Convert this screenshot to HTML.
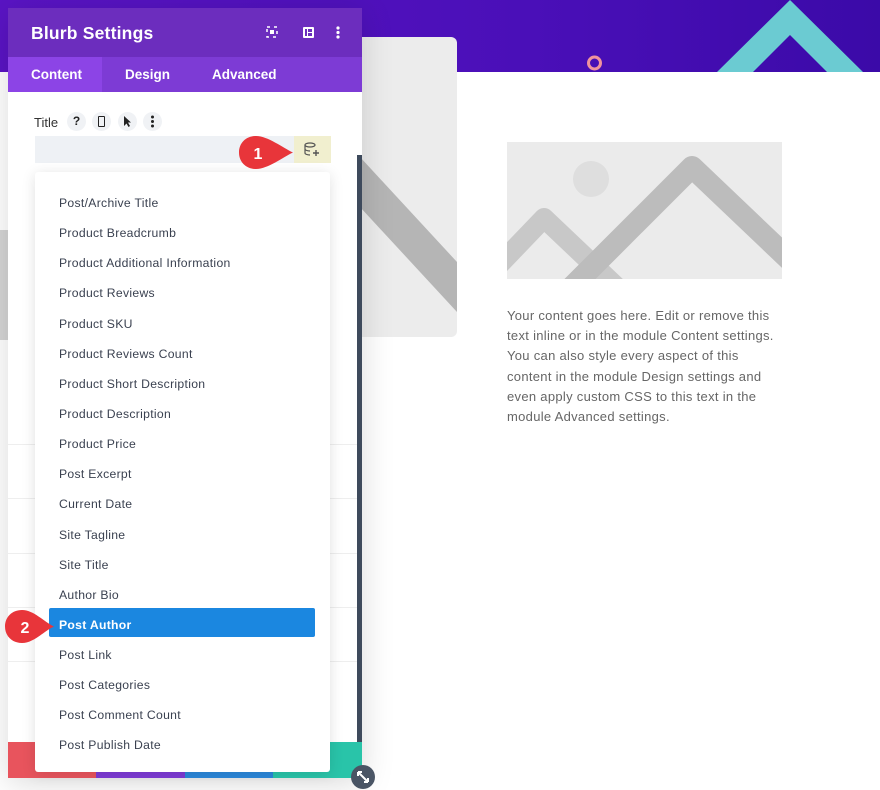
<!DOCTYPE html>
<html><head><meta charset="utf-8"><style>
*{margin:0;padding:0;box-sizing:border-box}
body{width:880px;height:788px;position:relative;overflow:hidden;background:#fff;font-family:"Liberation Sans",sans-serif}
.top{position:absolute;left:0;top:0;width:880px;height:72px;background:linear-gradient(90deg,#5a14c4,#4a0fb8 60%,#3b0aa8)}
.abs{position:absolute}
.modal{position:absolute;left:8px;top:8px;width:354px;height:770px;background:#fff;box-shadow:0 5px 30px rgba(0,0,0,.15)}
.hdr{height:49px;background:#6c2dbe;color:#fff;font-size:17.5px;font-weight:bold;padding:15px 0 0 23px;letter-spacing:.2px}
.tabs{height:35px;background:#7d3bd5;color:#fff;font-size:13.5px;font-weight:bold;position:relative}
.tabs span{position:absolute;top:10px}
.dd{position:absolute;left:35px;top:172px;width:295px;height:600px;background:#fff;box-shadow:0 2px 14px rgba(0,0,0,.12);border-radius:3px}
.dd div{position:absolute;left:24px;font-size:12.2px;color:#3a4150;letter-spacing:.3px;margin-top:1px}
.txt{position:absolute;left:507px;top:306px;width:276px;font-size:13px;letter-spacing:.3px;line-height:20.2px;color:#666}
</style></head><body>
<div class="top"></div>
<svg class="abs" style="left:700px;top:0" width="180" height="72"><polygon points="90,0 163,72 127,72 90,35 53,72 17,72" fill="#6bcbd2"/></svg>
<svg class="abs" style="left:586px;top:55px" width="18" height="18"><circle cx="8.5" cy="8" r="6" fill="none" stroke="#f0939d" stroke-width="3"/></svg>
<div class="abs" style="left:360px;top:37px;width:97px;height:300px;background:#ececec;border-radius:0 6px 6px 0;overflow:hidden"><svg width="97" height="300"><polygon points="0,120 0,170 97,275 97,225" fill="#b5b5b5"/></svg></div>
<div class="abs" style="left:0;top:230px;width:8px;height:110px;background:#d5d5d5"></div>
<svg class="abs" style="left:507px;top:142px" width="275" height="137"><rect width="275" height="137" fill="#ebebeb"/><circle cx="84" cy="37" r="18" fill="#dedede"/><polyline points="-10,125 37,76 115,150" fill="none" stroke="#c8c8c8" stroke-width="20" stroke-linejoin="round"/><polyline points="60,150 185,25 290,125" fill="none" stroke="#bcbcbc" stroke-width="22" stroke-linejoin="round"/></svg>
<div class="txt">Your content goes here. Edit or remove this text inline or in the module Content settings. You can also style every aspect of this content in the module Design settings and even apply custom CSS to this text in the module Advanced settings.</div>
<div class="modal">
<div class="hdr">Blurb Settings
<svg class="abs" style="left:258px;top:18px" width="12" height="12"><rect x="1" y="1" width="10" height="10" fill="none" stroke="#fff" stroke-width="1.5" stroke-dasharray="3 4"/><rect x="4" y="4" width="4" height="4" fill="#fff"/></svg>
<svg class="abs" style="left:295px;top:19px" width="11" height="11"><rect width="11" height="11" fill="#fff" rx="1"/><rect x="2" y="2" width="2" height="7" fill="#6c2dbe"/><rect x="5" y="2" width="4" height="3" fill="#6c2dbe"/><rect x="5" y="6" width="4" height="3" fill="#6c2dbe"/></svg>
<svg class="abs" style="left:328px;top:18px" width="4" height="13"><circle cx="2" cy="2" r="1.6" fill="#fff"/><circle cx="2" cy="6.5" r="1.6" fill="#fff"/><circle cx="2" cy="11" r="1.6" fill="#fff"/></svg>
</div>
<div class="tabs"><div class="abs" style="left:0;top:0;width:94px;height:35px;background:#8c44e6"></div><span style="left:23px">Content</span><span style="left:117px">Design</span><span style="left:204px">Advanced</span></div>
<div class="abs" style="left:26px;top:107px;font-size:13px;color:#333">Title</div>
<div class="abs" style="left:59px;top:104px;width:19px;height:19px;border-radius:50%;background:#f0f2f5;font-size:12px;font-weight:bold;text-align:center;line-height:19px;color:#222">?</div>
<div class="abs" style="left:84px;top:104px;width:19px;height:19px;border-radius:50%;background:#f0f2f5"><div class="abs" style="left:6px;top:4px;width:7px;height:11px;border:1.5px solid #222;border-radius:1px"></div></div>
<svg class="abs" style="left:110px;top:104px" width="19" height="19"><circle cx="9.5" cy="9.5" r="9.5" fill="#f0f2f5"/><polygon points="6,4 6,14 8.5,11.5 10.5,15 12,14 10,10.5 13,10.5" fill="#222"/></svg>
<svg class="abs" style="left:135px;top:104px" width="19" height="19"><circle cx="9.5" cy="9.5" r="9.5" fill="#f0f2f5"/><circle cx="9.5" cy="5" r="1.5" fill="#222"/><circle cx="9.5" cy="9.5" r="1.5" fill="#222"/><circle cx="9.5" cy="14" r="1.5" fill="#222"/></svg>
<div class="abs" style="left:27px;top:128px;width:296px;height:27px;background:#eef1f5"></div>
<div class="abs" style="left:286px;top:128px;width:37px;height:27px;background:#f1efcf"></div>
<svg class="abs" style="left:296px;top:134px" width="16" height="16"><ellipse cx="6" cy="3" rx="5" ry="2" fill="none" stroke="#555" stroke-width="1.2"/><path d="M1 3v8c0 1 2 2 5 2M1 7c0 1 2 2 5 2" fill="none" stroke="#555" stroke-width="1.2"/><path d="M12 8v6M9 11h6" stroke="#555" stroke-width="1.4"/></svg>
<div class="abs" style="left:0;top:436px;width:349px;height:1px;background:#eee"></div>
<div class="abs" style="left:0;top:490px;width:349px;height:1px;background:#eee"></div>
<div class="abs" style="left:0;top:545px;width:349px;height:1px;background:#eee"></div>
<div class="abs" style="left:0;top:599px;width:349px;height:1px;background:#eee"></div>
<div class="abs" style="left:0;top:653px;width:349px;height:1px;background:#eee"></div>
<div class="abs" style="left:349px;top:147px;width:5px;height:610px;background:#3e4a5c"></div>
<div class="abs" style="left:0;top:734px;width:88px;height:36px;background:#e8545d"></div>
<div class="abs" style="left:88px;top:734px;width:89px;height:36px;background:#7d3bd5"></div>
<div class="abs" style="left:177px;top:734px;width:88px;height:36px;background:#2b87da"></div>
<div class="abs" style="left:265px;top:734px;width:89px;height:36px;background:#29c4a9"></div>
</div>
<div class="dd">
<div style="top:23px">Post/Archive Title</div>
<div style="top:53px">Product Breadcrumb</div>
<div style="top:83px">Product Additional Information</div>
<div style="top:113px">Product Reviews</div>
<div style="top:144px">Product SKU</div>
<div style="top:174px">Product Reviews Count</div>
<div style="top:204px">Product Short Description</div>
<div style="top:234px">Product Description</div>
<div style="top:264px">Product Price</div>
<div style="top:294px">Post Excerpt</div>
<div style="top:324px">Current Date</div>
<div style="top:355px">Site Tagline</div>
<div style="top:385px">Site Title</div>
<div style="top:415px">Author Bio</div>
<div style="left:14px;top:435px;width:266px;height:29px;background:#1b87e0;border-radius:2px"></div>
<div style="top:445px;color:#fff;font-weight:bold">Post Author</div>
<div style="top:475px">Post Link</div>
<div style="top:505px">Post Categories</div>
<div style="top:535px">Post Comment Count</div>
<div style="top:565px">Post Publish Date</div>
</div>
<svg class="abs" style="left:238px;top:135px" width="58" height="36"><path d="M18 1C8 1 1 8 1 17.5S8 34 18 34C30 34 45 22 55 17.5 45 13 30 1 18 1Z" fill="#e8353a"/><text x="20" y="24" fill="#fff" font-size="16" font-weight="bold" text-anchor="middle" font-family="Liberation Sans">1</text></svg>
<svg class="abs" style="left:4px;top:609px" width="52" height="36"><path d="M18 1C8 1 1 8 1 17.5S8 34 18 34C30 34 40 22 50 17.5 40 13 30 1 18 1Z" fill="#e8353a"/><text x="21" y="24" fill="#fff" font-size="16" font-weight="bold" text-anchor="middle" font-family="Liberation Sans">2</text></svg>
<svg class="abs" style="left:350px;top:764px" width="26" height="26"><circle cx="13" cy="13" r="12" fill="#4a5565"/><path d="M8 8l10 10M8 8h4M8 8v4M18 18h-4M18 18v-4" stroke="#fff" stroke-width="2" fill="none"/></svg>
</body></html>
__________________________________________________
Set problem.
Filter the data for the string "this" and copy every line that has it.

Expected answer.
Convert this screenshot to HTML.
<div class="txt">Your content goes here. Edit or remove this text inline or in the module Content settings. You can also style every aspect of this content in the module Design settings and even apply custom CSS to this text in the module Advanced settings.</div>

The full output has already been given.